§ TASK DIRECTIONS: Exactly retype the lines from the top of the data through the line containing "9202, 10172, 11035];", leaving out every picture.

..............................

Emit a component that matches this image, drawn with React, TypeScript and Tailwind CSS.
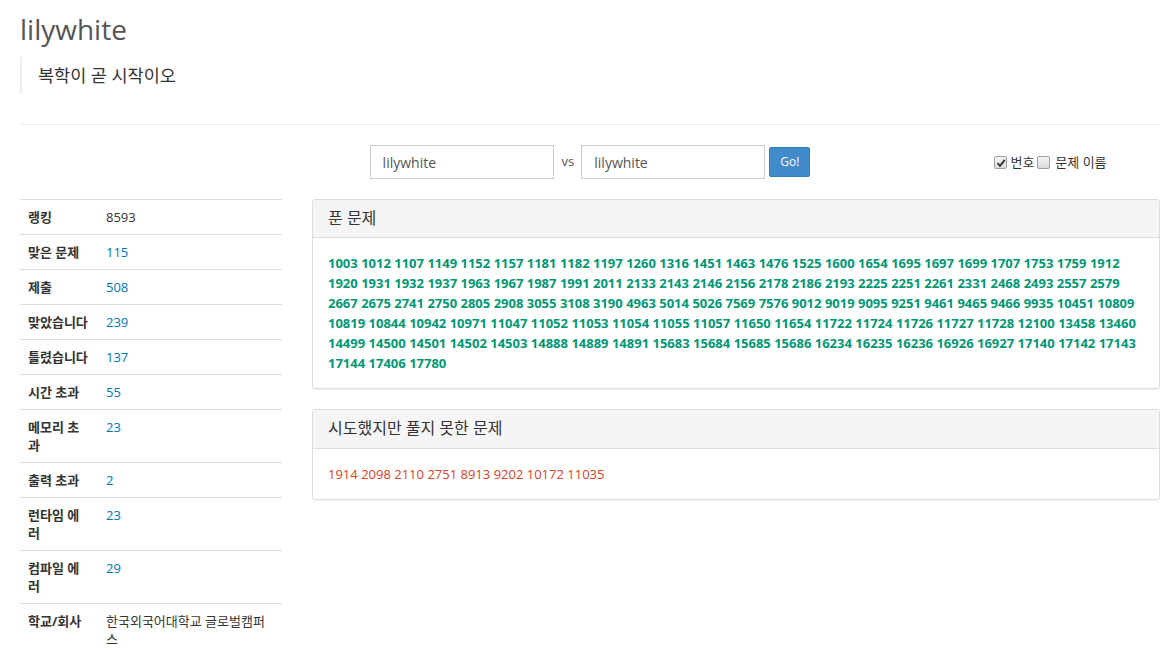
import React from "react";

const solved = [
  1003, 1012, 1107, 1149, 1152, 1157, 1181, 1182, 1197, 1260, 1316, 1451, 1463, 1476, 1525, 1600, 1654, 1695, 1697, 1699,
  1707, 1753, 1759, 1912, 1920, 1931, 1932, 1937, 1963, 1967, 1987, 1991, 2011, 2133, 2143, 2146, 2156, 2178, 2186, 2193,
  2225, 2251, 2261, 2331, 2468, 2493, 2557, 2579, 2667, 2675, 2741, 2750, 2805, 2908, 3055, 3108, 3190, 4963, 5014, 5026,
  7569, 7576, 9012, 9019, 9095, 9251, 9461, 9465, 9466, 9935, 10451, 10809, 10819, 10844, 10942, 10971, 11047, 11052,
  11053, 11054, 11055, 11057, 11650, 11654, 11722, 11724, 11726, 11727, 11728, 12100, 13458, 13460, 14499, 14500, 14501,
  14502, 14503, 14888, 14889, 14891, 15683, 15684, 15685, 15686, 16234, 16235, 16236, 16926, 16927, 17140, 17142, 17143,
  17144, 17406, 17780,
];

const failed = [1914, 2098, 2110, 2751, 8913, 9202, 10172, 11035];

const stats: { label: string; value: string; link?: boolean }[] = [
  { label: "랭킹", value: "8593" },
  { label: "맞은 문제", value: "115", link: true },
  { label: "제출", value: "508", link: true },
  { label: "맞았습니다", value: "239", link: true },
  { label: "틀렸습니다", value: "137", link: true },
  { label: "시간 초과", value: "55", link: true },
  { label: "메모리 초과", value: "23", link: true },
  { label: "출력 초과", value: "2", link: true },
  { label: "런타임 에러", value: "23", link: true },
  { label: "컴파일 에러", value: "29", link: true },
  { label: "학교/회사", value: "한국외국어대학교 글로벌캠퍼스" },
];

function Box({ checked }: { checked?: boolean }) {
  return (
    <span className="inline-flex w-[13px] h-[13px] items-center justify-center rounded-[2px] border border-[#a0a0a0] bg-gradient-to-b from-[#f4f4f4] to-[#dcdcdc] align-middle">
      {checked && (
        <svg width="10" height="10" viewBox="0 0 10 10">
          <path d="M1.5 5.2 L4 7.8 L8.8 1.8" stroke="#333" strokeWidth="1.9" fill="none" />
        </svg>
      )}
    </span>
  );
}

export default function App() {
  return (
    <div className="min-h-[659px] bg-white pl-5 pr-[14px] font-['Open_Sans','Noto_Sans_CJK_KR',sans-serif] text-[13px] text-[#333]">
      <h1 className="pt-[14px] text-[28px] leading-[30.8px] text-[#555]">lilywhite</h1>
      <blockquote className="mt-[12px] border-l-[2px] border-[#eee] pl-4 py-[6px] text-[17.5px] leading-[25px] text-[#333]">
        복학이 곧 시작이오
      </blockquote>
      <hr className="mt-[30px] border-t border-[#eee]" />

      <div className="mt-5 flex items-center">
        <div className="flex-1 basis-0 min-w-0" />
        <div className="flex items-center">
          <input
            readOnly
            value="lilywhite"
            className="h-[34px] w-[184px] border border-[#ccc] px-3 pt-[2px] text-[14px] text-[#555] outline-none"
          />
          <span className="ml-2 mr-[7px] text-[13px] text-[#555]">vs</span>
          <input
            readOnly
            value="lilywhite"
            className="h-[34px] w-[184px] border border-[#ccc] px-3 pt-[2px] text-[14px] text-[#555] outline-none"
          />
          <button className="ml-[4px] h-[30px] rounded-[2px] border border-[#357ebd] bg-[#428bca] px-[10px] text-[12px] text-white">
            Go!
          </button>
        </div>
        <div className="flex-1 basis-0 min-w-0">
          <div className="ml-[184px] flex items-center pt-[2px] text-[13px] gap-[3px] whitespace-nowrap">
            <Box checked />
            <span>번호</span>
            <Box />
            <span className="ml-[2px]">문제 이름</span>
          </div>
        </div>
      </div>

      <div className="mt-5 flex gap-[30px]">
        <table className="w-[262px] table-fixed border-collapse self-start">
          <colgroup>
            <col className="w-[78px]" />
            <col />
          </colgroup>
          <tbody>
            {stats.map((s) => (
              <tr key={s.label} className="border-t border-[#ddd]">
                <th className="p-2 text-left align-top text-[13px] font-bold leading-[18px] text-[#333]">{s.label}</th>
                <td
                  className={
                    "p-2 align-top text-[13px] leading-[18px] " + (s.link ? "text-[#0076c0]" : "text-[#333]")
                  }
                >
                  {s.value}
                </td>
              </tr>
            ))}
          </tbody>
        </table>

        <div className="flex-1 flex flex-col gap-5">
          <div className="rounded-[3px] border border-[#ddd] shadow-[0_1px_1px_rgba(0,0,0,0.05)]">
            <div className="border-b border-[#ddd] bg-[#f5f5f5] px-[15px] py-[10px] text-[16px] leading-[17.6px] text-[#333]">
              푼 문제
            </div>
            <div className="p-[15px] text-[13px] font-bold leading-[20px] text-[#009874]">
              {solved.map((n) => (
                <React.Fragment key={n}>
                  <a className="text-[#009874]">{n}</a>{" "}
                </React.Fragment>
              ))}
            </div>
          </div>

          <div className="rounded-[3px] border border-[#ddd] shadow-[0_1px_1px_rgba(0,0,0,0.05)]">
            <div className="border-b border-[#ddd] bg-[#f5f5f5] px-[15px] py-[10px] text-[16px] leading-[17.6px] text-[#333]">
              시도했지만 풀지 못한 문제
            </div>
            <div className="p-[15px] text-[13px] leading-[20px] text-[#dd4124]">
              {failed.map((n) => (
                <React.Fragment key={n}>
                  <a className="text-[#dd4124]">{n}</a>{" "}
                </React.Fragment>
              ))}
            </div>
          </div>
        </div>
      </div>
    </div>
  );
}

..............................

§ OUTPUT:
Emit a component that matches this image, drawn with React, TypeScript and Tailwind CSS.
import React from "react";

const solved = [
  1003, 1012, 1107, 1149, 1152, 1157, 1181, 1182, 1197, 1260, 1316, 1451, 1463, 1476, 1525, 1600, 1654, 1695, 1697, 1699,
  1707, 1753, 1759, 1912, 1920, 1931, 1932, 1937, 1963, 1967, 1987, 1991, 2011, 2133, 2143, 2146, 2156, 2178, 2186, 2193,
  2225, 2251, 2261, 2331, 2468, 2493, 2557, 2579, 2667, 2675, 2741, 2750, 2805, 2908, 3055, 3108, 3190, 4963, 5014, 5026,
  7569, 7576, 9012, 9019, 9095, 9251, 9461, 9465, 9466, 9935, 10451, 10809, 10819, 10844, 10942, 10971, 11047, 11052,
  11053, 11054, 11055, 11057, 11650, 11654, 11722, 11724, 11726, 11727, 11728, 12100, 13458, 13460, 14499, 14500, 14501,
  14502, 14503, 14888, 14889, 14891, 15683, 15684, 15685, 15686, 16234, 16235, 16236, 16926, 16927, 17140, 17142, 17143,
  17144, 17406, 17780,
];

const failed = [1914, 2098, 2110, 2751, 8913, 9202, 10172, 11035];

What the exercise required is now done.